◆ Exercise: Copy all lines of the listing that include the string "components".

◆ Data records:
_ _ _ _ _

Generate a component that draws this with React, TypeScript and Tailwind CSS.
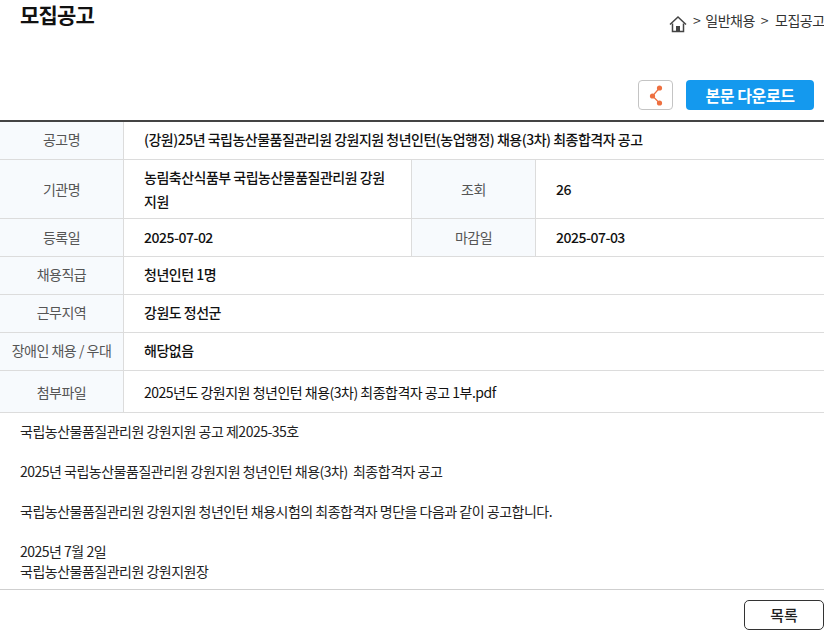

_ _ _ _ _

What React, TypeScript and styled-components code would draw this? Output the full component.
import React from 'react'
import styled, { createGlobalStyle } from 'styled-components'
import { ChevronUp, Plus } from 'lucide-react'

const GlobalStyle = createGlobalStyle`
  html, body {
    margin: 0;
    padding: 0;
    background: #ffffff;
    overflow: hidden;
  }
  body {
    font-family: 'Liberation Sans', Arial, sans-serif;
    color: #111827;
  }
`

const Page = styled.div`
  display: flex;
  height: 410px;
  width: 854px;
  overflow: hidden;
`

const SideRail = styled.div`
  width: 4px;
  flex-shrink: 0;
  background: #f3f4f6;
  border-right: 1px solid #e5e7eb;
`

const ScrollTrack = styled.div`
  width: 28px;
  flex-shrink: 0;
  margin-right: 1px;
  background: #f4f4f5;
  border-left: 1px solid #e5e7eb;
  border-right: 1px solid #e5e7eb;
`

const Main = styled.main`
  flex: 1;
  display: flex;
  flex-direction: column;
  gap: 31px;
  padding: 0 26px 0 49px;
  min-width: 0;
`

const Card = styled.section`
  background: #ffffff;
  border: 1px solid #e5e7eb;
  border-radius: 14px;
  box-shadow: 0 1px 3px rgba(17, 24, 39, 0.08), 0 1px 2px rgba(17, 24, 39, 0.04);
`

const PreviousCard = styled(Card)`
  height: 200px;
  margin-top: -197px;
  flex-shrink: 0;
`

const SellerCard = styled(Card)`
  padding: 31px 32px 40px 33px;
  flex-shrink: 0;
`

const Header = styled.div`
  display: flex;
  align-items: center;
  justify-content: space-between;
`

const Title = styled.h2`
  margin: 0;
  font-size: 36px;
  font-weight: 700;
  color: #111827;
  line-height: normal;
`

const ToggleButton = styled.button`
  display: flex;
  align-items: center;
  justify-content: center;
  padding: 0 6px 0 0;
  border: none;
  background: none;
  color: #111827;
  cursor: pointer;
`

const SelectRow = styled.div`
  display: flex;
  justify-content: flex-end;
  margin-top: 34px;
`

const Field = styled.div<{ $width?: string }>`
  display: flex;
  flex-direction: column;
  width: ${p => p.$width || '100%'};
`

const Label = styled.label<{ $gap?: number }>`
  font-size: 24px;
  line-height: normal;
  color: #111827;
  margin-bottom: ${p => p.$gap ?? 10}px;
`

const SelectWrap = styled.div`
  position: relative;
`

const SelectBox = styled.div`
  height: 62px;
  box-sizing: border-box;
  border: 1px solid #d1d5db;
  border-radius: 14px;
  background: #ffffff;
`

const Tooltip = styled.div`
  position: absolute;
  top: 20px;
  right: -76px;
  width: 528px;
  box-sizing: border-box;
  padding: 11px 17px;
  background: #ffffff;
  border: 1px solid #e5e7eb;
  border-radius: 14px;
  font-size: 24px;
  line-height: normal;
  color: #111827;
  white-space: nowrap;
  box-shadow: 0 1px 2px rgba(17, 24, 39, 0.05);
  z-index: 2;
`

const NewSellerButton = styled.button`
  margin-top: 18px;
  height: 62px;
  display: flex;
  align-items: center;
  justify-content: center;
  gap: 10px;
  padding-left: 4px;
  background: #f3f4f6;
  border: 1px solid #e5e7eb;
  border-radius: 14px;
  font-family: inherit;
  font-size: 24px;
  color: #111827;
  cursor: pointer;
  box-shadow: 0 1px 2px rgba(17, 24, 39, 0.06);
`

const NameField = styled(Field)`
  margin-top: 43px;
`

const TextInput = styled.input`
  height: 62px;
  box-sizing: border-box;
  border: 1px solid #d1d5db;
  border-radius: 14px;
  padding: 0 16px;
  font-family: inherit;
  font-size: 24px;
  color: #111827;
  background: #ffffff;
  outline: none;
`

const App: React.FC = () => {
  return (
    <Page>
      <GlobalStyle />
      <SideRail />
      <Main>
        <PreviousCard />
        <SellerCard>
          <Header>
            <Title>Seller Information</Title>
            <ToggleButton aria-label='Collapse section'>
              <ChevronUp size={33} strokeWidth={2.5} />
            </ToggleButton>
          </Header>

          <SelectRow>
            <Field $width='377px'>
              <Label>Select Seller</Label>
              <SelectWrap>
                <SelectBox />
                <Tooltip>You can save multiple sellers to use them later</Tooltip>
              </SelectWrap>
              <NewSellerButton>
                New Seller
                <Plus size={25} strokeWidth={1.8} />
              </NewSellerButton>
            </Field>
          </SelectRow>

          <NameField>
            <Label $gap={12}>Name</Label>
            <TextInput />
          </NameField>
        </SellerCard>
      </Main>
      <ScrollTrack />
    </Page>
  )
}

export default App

_ _ _ _ _

◆ Expected output:
What React, TypeScript and styled-components code would draw this? Output the full component.
import styled, { createGlobalStyle } from 'styled-components'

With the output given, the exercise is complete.